Using the inlet buoyancy flux $B_0$ and the buoyancy frequency $N$, these scales are defined as $U_S = (B_0 \, N)^{1/4}$$L_S = U_S/N$$t_S = 1/N$ and $T_S = \zeta L_S$ respectively. $U_N = w_s / U_S$ is the non-dimensional slip velocity and $N$ is the buoyancy frequency defined as:

$N=\sqrt{-\frac{g}{\rho_0}\frac{\partial \rho_e}{\partial z}} = \sqrt{g \gamma \zeta}$

where $\rho_0$ is the reference density value (taken at $z=0$ for an unperturbed environment), $\rho_e = \rho_0 (1-\gamma \zeta z)$ is the environment density profile and $\gamma$ is the thermal expansion coefficient for the liquid phase.
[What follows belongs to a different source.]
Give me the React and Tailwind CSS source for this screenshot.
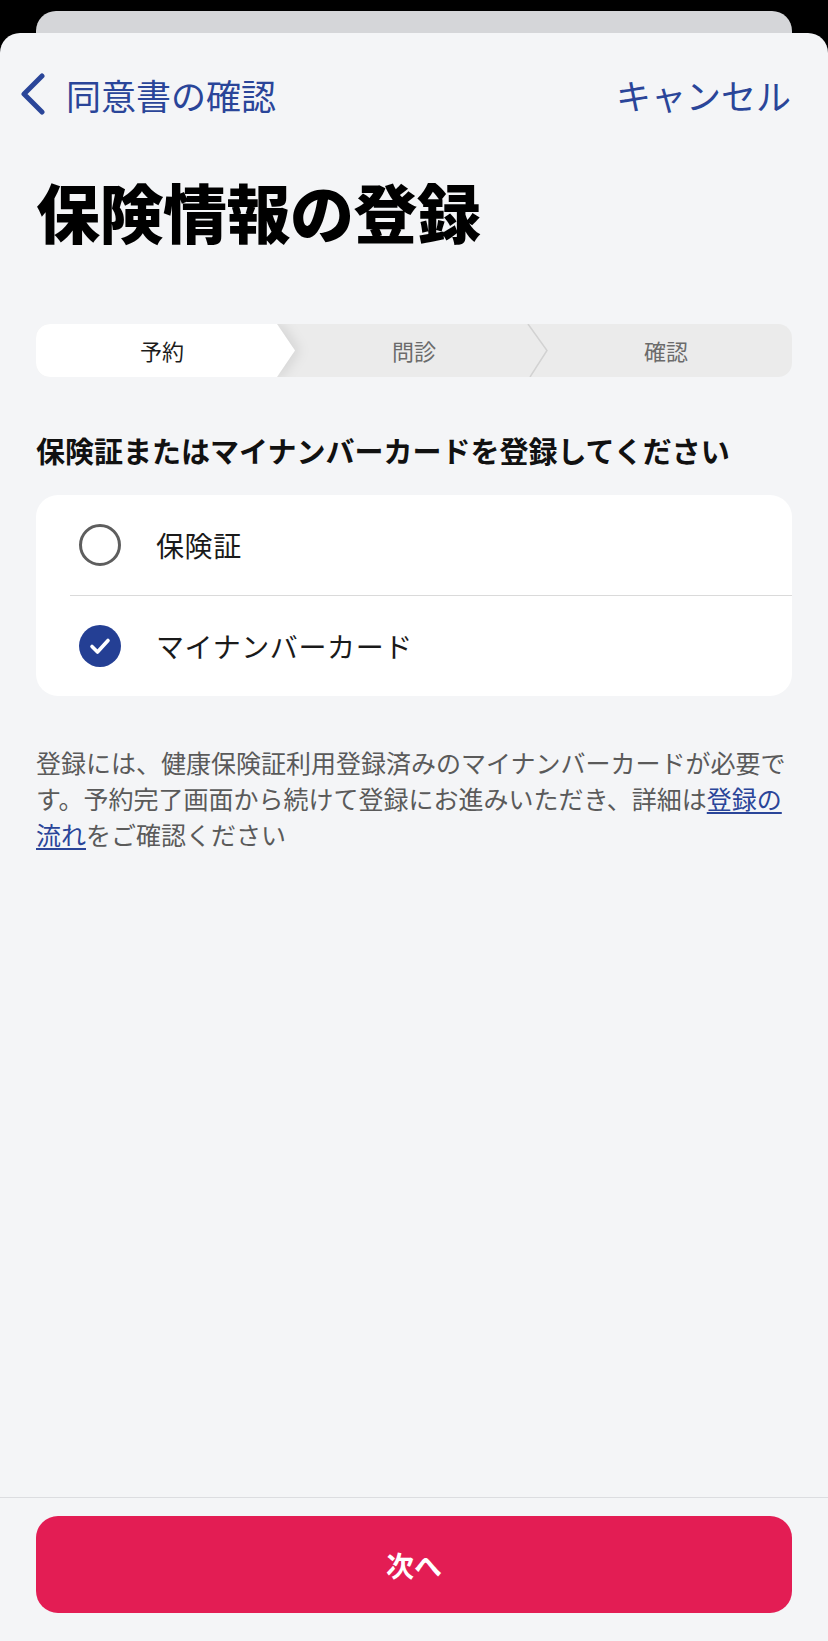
import { useState } from 'react';

const FONT = { fontFamily: '"Noto Sans CJK JP", "Noto Sans", sans-serif' };

const steps = ['予約', '問診', '確認'];

function Stepper() {
  return (
    <div className="relative flex h-[53px] rounded-[14px] bg-[#ebebeb] overflow-hidden">
      {steps.map((s, i) => (
        <div key={s} className="relative flex-1 flex items-center justify-center">
          {i === 0 && (
            <div className="absolute inset-y-0 left-0 right-[-7px] [filter:drop-shadow(5px_0_6px_rgba(0,0,0,0.09))]">
              <div className="h-full w-full bg-white [clip-path:polygon(0_0,calc(100%-18px)_0,100%_50%,calc(100%-18px)_100%,0_100%)]" />
            </div>
          )}
          {i === 1 && (
            <svg className="absolute top-0 right-[-9px] h-[53px] w-[22px]" viewBox="0 0 22 53" fill="none">
              <polyline points="1,0 20,26.5 3,53" stroke="#d2d2d2" strokeWidth="1.5" />
            </svg>
          )}
          <span className={`relative text-[22px] leading-[26px] -mt-[2px] ${i === 0 ? 'text-[#1c1c1c]' : 'text-[#6b6b6b]'}`}>{s}</span>
        </div>
      ))}
    </div>
  );
}

function Radio({ checked }) {
  if (checked) {
    return (
      <svg width="42" height="42" viewBox="0 0 42 42" className="shrink-0">
        <circle cx="21" cy="21" r="21" fill="#243f94" />
        <polyline points="13,21.5 18.5,27 29,15.5" fill="none" stroke="#fff" strokeWidth="3.6" strokeLinecap="round" strokeLinejoin="round" />
      </svg>
    );
  }
  return <div className="w-[42px] h-[42px] shrink-0 rounded-full border-[3.5px] border-[#5e5e5e]" />;
}

export default function App() {
  const [choice, setChoice] = useState('mynumber');
  const options = [
    { id: 'insurance', label: '保険証' },
    { id: 'mynumber', label: 'マイナンバーカード' },
  ];

  return (
    <div className="w-[828px] h-[1641px] bg-black flex flex-col overflow-hidden" style={FONT}>
      <div className="h-[22px] mt-[11px] mx-[36px] rounded-t-[20px] bg-[#d5d6d9] shrink-0" />
      <div className="flex-1 flex flex-col bg-[#f4f5f7] rounded-t-[20px]">
        <div className="h-[44px] mt-[39px] flex items-center justify-between pl-[20px] pr-[37px]">
          <div className="flex items-center gap-[20px]">
            <svg width="26" height="42" viewBox="0 0 26 42" fill="none">
              <polyline points="22,3 4,21 22,39" stroke="#2a4599" strokeWidth="5" strokeLinecap="round" strokeLinejoin="round" />
            </svg>
            <span className="text-[35px] leading-none text-[#2a4599]">同意書の確認</span>
          </div>
          <span className="text-[35px] leading-none text-[#2a4599]">キャンセル</span>
        </div>

        <div className="px-[36px]">
          <h1 className="mt-[56px] text-[64px] leading-[76px] font-black text-black tracking-[-0.5px]">保険情報の登録</h1>

          <div className="mt-[76px]">
            <Stepper />
          </div>

          <h2 className="mt-[51px] text-[29px] leading-[44px] font-bold text-[#111]">保険証またはマイナンバーカードを登録してください</h2>

          <div className="mt-[23px] bg-white rounded-[22px] overflow-hidden">
            {options.map((o, i) => (
              <div key={o.id}>
                {i > 0 && <div className="ml-[34px] h-px bg-[#dadada]" />}
                <button
                  type="button"
                  onClick={() => setChoice(o.id)}
                  className="w-full h-[100px] flex items-center gap-[35px] pl-[43px] text-left"
                >
                  <Radio checked={choice === o.id} />
                  <span className="text-[28px] leading-none text-[#1a1a1a] tracking-[0.6px]">{o.label}</span>
                </button>
              </div>
            ))}
          </div>

          <p className="mt-[48px] text-[25px] leading-[36px] text-[#5a5a5a]">
            登録には、健康保険証利用登録済みのマイナンバーカードが必要です。予約完了画面から続けて登録にお進みいただき、詳細は
            <a href="#" className="text-[#2a4599] underline underline-offset-[3px]">登録の</a>
            <a href="#" className="text-[#2a4599] underline underline-offset-[3px]">流れ</a>
            をご確認ください
          </p>
        </div>

        <div className="flex-1" />

        <div className="border-t border-[#dcdde0] pt-[18px] pb-[28px] px-[36px]">
          <button type="button" className="w-full h-[97px] rounded-[22px] bg-[#e31d54] text-white text-[28px] font-bold">
            次へ
          </button>
        </div>
      </div>
    </div>
  );
}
The non-dimensional groups are the Reynolds number $Re=\frac{U_S L_S}{\nu}$, the Richardson number $Ri=\frac{g \, L_S}{U_S^2}$, the Rossby number $Ro=\frac{U_S}{f \, L_S}$ and the Péclet number for a scalar $m$ $Pe_m =\frac{U_s L_S}{\mathcal{D}_m}$. $\nu$ is the liquid phase kinematic viscosity, $\mathcal{D}_m$ is the diffusivity coefficient for the scalar $m$ and $f=2\Omega$ is the Coriolis frequency (the rotation vector $\mathbf{\Omega}$ is here aligned with $z$).

Detailed derivation of the model can be found in:

[1] Fabregat Tomàs, A., Dewar, W. K., Özgökmen, T. M., Poje, A. C. and Wienders, N., “Numerical Simulations of Turbulent Thermal, Bubble and Hybrid Plumes”, Ocean Modelling, Volume 90, pages 16-28, 2015.